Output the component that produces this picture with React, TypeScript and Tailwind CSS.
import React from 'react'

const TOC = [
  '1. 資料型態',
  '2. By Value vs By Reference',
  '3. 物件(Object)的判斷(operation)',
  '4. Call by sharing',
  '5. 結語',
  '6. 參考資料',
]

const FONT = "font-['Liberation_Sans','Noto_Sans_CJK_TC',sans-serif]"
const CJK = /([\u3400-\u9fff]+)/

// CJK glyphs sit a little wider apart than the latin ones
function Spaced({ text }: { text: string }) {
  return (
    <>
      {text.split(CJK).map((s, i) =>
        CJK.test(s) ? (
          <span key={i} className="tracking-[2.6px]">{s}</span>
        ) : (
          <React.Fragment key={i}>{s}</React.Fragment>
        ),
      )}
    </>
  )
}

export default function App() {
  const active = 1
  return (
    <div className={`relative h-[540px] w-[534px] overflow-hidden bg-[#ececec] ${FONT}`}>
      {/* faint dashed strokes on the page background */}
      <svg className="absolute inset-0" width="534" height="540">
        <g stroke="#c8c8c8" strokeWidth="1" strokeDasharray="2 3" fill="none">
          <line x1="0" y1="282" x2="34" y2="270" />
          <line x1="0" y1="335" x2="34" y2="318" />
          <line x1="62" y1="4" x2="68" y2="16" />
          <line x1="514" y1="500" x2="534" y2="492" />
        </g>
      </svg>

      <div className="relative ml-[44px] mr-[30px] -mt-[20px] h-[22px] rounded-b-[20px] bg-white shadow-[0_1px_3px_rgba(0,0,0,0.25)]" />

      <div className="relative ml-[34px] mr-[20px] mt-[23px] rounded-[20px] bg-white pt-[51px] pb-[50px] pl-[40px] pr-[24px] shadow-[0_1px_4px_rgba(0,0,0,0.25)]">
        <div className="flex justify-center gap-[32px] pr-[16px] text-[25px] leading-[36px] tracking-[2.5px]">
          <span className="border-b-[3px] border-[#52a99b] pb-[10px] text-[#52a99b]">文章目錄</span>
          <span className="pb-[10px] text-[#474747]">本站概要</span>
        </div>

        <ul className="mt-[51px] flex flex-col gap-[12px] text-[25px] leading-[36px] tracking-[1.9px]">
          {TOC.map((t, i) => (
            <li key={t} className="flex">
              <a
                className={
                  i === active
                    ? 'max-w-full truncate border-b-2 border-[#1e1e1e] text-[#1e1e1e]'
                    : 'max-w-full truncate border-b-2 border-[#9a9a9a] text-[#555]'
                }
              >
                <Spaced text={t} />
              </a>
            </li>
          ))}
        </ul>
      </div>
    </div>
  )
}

━━━━━━━━

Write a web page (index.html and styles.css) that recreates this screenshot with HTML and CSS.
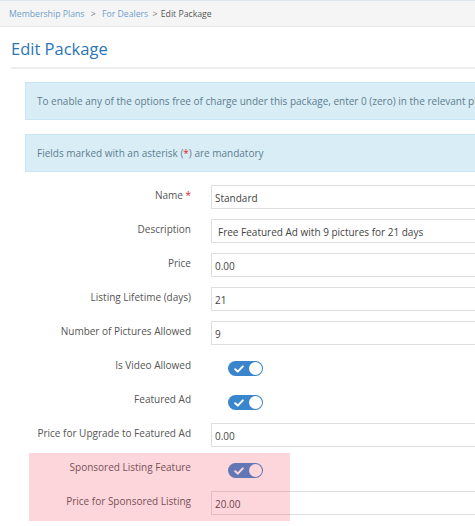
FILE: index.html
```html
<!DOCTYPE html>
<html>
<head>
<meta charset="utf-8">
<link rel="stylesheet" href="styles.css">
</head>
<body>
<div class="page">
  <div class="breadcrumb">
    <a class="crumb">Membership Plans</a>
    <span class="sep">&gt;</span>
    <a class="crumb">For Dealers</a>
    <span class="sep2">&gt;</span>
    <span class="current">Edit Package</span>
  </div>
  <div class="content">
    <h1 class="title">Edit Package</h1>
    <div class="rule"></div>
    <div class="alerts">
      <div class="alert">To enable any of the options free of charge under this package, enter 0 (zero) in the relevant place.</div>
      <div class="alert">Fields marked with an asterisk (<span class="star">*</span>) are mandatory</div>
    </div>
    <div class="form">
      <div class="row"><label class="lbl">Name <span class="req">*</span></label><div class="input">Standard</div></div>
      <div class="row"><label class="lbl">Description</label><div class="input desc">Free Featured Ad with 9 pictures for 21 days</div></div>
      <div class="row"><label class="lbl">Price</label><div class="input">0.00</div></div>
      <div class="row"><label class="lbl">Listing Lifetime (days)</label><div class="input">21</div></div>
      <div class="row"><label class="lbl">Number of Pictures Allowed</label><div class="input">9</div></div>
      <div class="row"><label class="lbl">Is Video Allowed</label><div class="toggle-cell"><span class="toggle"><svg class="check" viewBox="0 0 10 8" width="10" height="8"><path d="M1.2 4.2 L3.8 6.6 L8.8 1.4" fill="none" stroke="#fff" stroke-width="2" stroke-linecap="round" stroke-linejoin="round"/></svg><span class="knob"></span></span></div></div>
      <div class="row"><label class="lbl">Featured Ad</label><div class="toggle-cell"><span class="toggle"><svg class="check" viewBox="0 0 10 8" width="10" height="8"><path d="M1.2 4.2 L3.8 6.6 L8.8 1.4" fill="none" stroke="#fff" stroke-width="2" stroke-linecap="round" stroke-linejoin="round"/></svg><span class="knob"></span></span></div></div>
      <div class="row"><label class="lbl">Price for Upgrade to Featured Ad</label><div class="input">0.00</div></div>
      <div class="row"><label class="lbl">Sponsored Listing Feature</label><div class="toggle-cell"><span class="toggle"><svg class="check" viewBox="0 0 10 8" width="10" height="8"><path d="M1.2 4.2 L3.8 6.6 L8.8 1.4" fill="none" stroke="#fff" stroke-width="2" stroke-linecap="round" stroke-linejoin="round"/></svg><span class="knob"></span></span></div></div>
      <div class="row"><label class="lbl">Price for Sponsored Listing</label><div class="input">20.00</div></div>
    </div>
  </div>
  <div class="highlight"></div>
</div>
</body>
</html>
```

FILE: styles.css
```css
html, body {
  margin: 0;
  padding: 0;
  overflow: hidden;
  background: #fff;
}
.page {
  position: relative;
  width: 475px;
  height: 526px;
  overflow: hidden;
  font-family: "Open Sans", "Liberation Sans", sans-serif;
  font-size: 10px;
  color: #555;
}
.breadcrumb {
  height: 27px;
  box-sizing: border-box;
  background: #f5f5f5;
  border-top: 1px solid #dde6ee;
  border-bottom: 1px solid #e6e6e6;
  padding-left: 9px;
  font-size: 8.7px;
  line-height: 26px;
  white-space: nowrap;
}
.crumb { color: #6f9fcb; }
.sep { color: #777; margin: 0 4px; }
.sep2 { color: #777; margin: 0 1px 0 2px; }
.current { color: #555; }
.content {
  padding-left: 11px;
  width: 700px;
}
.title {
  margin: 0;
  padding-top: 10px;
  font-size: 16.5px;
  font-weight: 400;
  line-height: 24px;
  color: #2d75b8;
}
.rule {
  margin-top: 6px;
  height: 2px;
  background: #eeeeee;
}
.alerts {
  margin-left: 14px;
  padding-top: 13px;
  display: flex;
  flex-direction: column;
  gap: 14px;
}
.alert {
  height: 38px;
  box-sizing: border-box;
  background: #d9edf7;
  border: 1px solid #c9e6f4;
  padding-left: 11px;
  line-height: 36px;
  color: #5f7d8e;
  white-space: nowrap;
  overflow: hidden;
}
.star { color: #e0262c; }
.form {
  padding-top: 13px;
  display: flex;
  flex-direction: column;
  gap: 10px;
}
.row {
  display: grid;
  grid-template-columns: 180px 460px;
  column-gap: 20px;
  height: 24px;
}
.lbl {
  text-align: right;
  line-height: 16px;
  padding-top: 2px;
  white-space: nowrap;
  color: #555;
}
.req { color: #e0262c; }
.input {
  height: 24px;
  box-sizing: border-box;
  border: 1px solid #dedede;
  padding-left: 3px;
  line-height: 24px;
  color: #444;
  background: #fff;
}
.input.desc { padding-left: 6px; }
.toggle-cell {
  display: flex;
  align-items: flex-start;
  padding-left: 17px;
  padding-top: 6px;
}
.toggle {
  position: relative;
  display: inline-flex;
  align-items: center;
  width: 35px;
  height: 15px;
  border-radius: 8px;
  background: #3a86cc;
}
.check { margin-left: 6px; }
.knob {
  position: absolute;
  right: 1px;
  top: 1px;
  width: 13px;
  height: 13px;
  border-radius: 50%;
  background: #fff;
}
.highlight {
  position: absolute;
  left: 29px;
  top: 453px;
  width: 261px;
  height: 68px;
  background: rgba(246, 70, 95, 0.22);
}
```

━━━━━━━━

From the records above, repeat exactly the lines from the one with "Output the component" through the one with "const CJK = /([\u3400-\u9fff]+)/", both included.

> **Task response**:
Output the component that produces this picture with React, TypeScript and Tailwind CSS.
import React from 'react'

const TOC = [
  '1. 資料型態',
  '2. By Value vs By Reference',
  '3. 物件(Object)的判斷(operation)',
  '4. Call by sharing',
  '5. 結語',
  '6. 參考資料',
]

const FONT = "font-['Liberation_Sans','Noto_Sans_CJK_TC',sans-serif]"
const CJK = /([\u3400-\u9fff]+)/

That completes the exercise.